Directions
Give back the full listing, character for character, with no pictures.

Material
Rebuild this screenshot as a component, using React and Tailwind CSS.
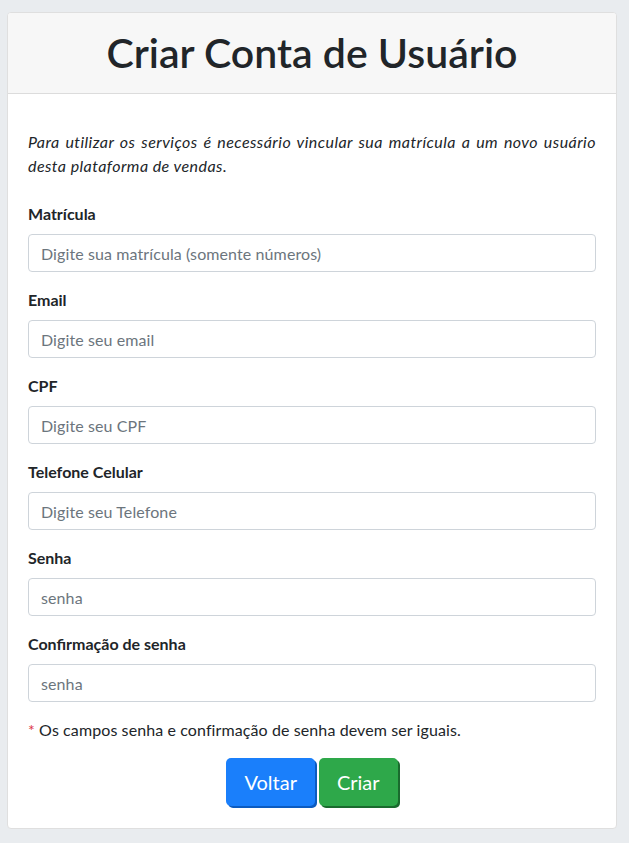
const fields = [
  { label: 'Matrícula', placeholder: 'Digite sua matrícula (somente números)', type: 'text' },
  { label: 'Email', placeholder: 'Digite seu email', type: 'email' },
  { label: 'CPF', placeholder: 'Digite seu CPF', type: 'text' },
  { label: 'Telefone Celular', placeholder: 'Digite seu Telefone', type: 'text' },
  { label: 'Senha', placeholder: 'senha', type: 'password' },
  { label: 'Confirmação de senha', placeholder: 'senha', type: 'password' },
]

const App = () => {
  return (
    <div className="min-h-screen bg-[#e9ecef] pt-3 px-[7px] pb-4 font-['Lato',sans-serif] text-[#212529]">
      <div className="w-[610px] bg-white border border-[#dfdfdf] rounded-[4px] overflow-hidden">
        <div className="h-[81px] bg-[#f7f7f7] border-b border-[#dcdcdc] flex items-center justify-center">
          <h1 className="text-[41px] font-semibold leading-tight">Criar Conta de Usuário</h1>
        </div>

        <div className="px-5 pt-5 pb-[22px]">
          <p className="mt-4 mb-6 italic text-base leading-6 text-justify tracking-[0.45px]">
            Para utilizar os serviços é necessário vincular sua matrícula a um novo usuário desta plataforma de vendas.
          </p>

          {fields.map((f) => (
            <div key={f.label} className="mb-4">
              <label className="block mb-2 font-bold text-base leading-6">{f.label}</label>
              <input
                type={f.type}
                placeholder={f.placeholder}
                className="block w-full h-[38px] px-3 border border-[#ced4da] rounded-[4px] text-base tracking-[0.1px] placeholder:text-[#6c757d] outline-none"
              />
            </div>
          ))}

          <p className="mb-4 text-base leading-6 tracking-[0.1px]">
            <span className="text-[#dc3545]">*</span> Os campos senha e confirmação de senha devem ser iguais.
          </p>

          <div className="flex justify-center gap-1">
            <button className="h-[48px] px-[18px] text-xl text-white bg-[#1a7ffb] rounded-[5px] shadow-[2px_2px_0_#0b5bc0]">
              Voltar
            </button>
            <button className="h-[48px] px-[18px] text-xl text-white bg-[#2ea84a] rounded-[5px] shadow-[2px_2px_0_#1a6b2e]">
              Criar
            </button>
          </div>
        </div>
      </div>
    </div>
  )
}

export default App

Response for this exercise
Rebuild this screenshot as a component, using React and Tailwind CSS.
const fields = [
  { label: 'Matrícula', placeholder: 'Digite sua matrícula (somente números)', type: 'text' },
  { label: 'Email', placeholder: 'Digite seu email', type: 'email' },
  { label: 'CPF', placeholder: 'Digite seu CPF', type: 'text' },
  { label: 'Telefone Celular', placeholder: 'Digite seu Telefone', type: 'text' },
  { label: 'Senha', placeholder: 'senha', type: 'password' },
  { label: 'Confirmação de senha', placeholder: 'senha', type: 'password' },
]

const App = () => {
  return (
    <div className="min-h-screen bg-[#e9ecef] pt-3 px-[7px] pb-4 font-['Lato',sans-serif] text-[#212529]">
      <div className="w-[610px] bg-white border border-[#dfdfdf] rounded-[4px] overflow-hidden">
        <div className="h-[81px] bg-[#f7f7f7] border-b border-[#dcdcdc] flex items-center justify-center">
          <h1 className="text-[41px] font-semibold leading-tight">Criar Conta de Usuário</h1>
        </div>

        <div className="px-5 pt-5 pb-[22px]">
          <p className="mt-4 mb-6 italic text-base leading-6 text-justify tracking-[0.45px]">
            Para utilizar os serviços é necessário vincular sua matrícula a um novo usuário desta plataforma de vendas.
          </p>

          {fields.map((f) => (
            <div key={f.label} className="mb-4">
              <label className="block mb-2 font-bold text-base leading-6">{f.label}</label>
              <input
                type={f.type}
                placeholder={f.placeholder}
                className="block w-full h-[38px] px-3 border border-[#ced4da] rounded-[4px] text-base tracking-[0.1px] placeholder:text-[#6c757d] outline-none"
              />
            </div>
          ))}

          <p className="mb-4 text-base leading-6 tracking-[0.1px]">
            <span className="text-[#dc3545]">*</span> Os campos senha e confirmação de senha devem ser iguais.
          </p>

          <div className="flex justify-center gap-1">
            <button className="h-[48px] px-[18px] text-xl text-white bg-[#1a7ffb] rounded-[5px] shadow-[2px_2px_0_#0b5bc0]">
              Voltar
            </button>
            <button className="h-[48px] px-[18px] text-xl text-white bg-[#2ea84a] rounded-[5px] shadow-[2px_2px_0_#1a6b2e]">
              Criar
            </button>
          </div>
        </div>
      </div>
    </div>
  )
}

export default App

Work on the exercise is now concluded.